ベルヴィル日記(5)

福島亮

 フランスと日本とは8時間の時差があるために、(フランスの時間の)夕方4時頃、連れ合いに新年の挨拶をした。それからフローベールの『三つの物語』をゆっくりと読む。なにやら外が騒がしい。クラクションが鳴らされ、花火をあげる破裂音も聞こえる。ふと時計に目をやると、新年だった。

 明けましておめでとうございます。

 ベルヴィルは中華街なので、アジア食材には事欠かない。年越し蕎麦も堪能した。皮付きの鶏肉を鍋で焼き、そこに「ポワロー」をぶつ切りにしたものを入れ(2020年10月の「ポワローと過ごす日々」をご参照ください)、醤油、味醂、水で戻した干し椎茸を入れて煮立たせ、しばらく置いておくと、ポワローと鶏肉に味が染みて、非常に美味しい鶏そばの汁ができる。

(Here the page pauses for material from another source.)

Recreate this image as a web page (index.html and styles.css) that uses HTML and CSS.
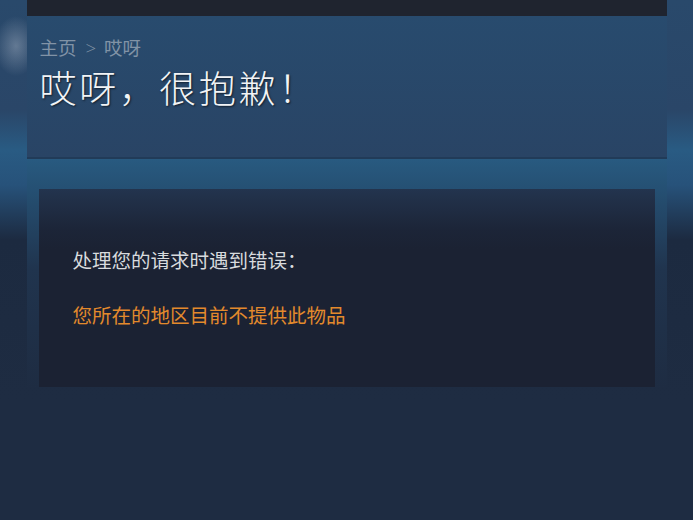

 とはいえ、旧年を振り返るのは今の私には無理そうだ。というのも、持ち越してしまった宿題が多すぎて、首が回らないからである。子供の頃から行動を起こすのがひどく遅かったが、ここ最近、というか留学してから、それがさらにひどくなっているような気がする。首が回らないと自分が嫌になる。こういう時に必ず思い出すのは、「師の言葉」である。

 大学の学部生の頃、同級生が「今日は先生からよい話をきいた」と嬉しそうにしていた。彼は普段から物真似が上手かった(余談だが、私が知る限り、物真似上手は語学上手が多い。彼もその例に漏れず、レオ・フェレの物真似などをして私たちを爆笑させていた)。「今日は先生からよい話をきいた」というのは、要するにコール・アンド・レスポンスのコールのようなものであるから、すかさずどんな話か尋ねてみた。すると彼は某先生の声を真似ながら、「留学中は1日ひとつ何かすればよし、というルールを作っていた」と教えてくれた。「今日は郵便局に行ったから、よし」というわけだ。「だってふたつもやったら疲れちゃうじゃない」とも先生は話してくれたとのことで、同級生は肩の荷が軽くなったような気持ちになったらしい。この高尚なる教えは、彼を経由して私にも吹き込まれ、留学をしてからは呪文のようにこの教えを唱えてきた。

 が、最近ふと、私は記憶を書き換えていたのではないか、と思うようになった。同級生が話してくれたのは「留学中は1日ひとつ何かすればよし」ではなく「留学中は1日ひとつ何か新しいことをすればよし」だったような気がするのだ。こうなると話が違ってくる。なるほど、「今日は郵便局に行ったから、よし」というのは、その前に手紙を書くなり、何か贈り物を用意するなりしているわけだから、それまでしていなかった新しいことをしているのであり、決してルーティーンではないわけだ。そもそも、「ひとつ何かすれば」というならば、屁理屈かもしれないが「今日は朝ごはんを食べたから、よし」でもよいことになってしまう(ちなみに、大晦日の日に私は国立図書館に行っていたのだが、朝寝坊をしたために朝食抜きとなった)。

 だが、たとえ記憶違いであるとしても、「1日ひとつ何かすればよし」ということにしようと思う。その方が、自分の心に優しくできそうだからである。

 というわけで、なんだか締まらない新年の挨拶でありますが、本年がみなさまにとってよい一年となりますように。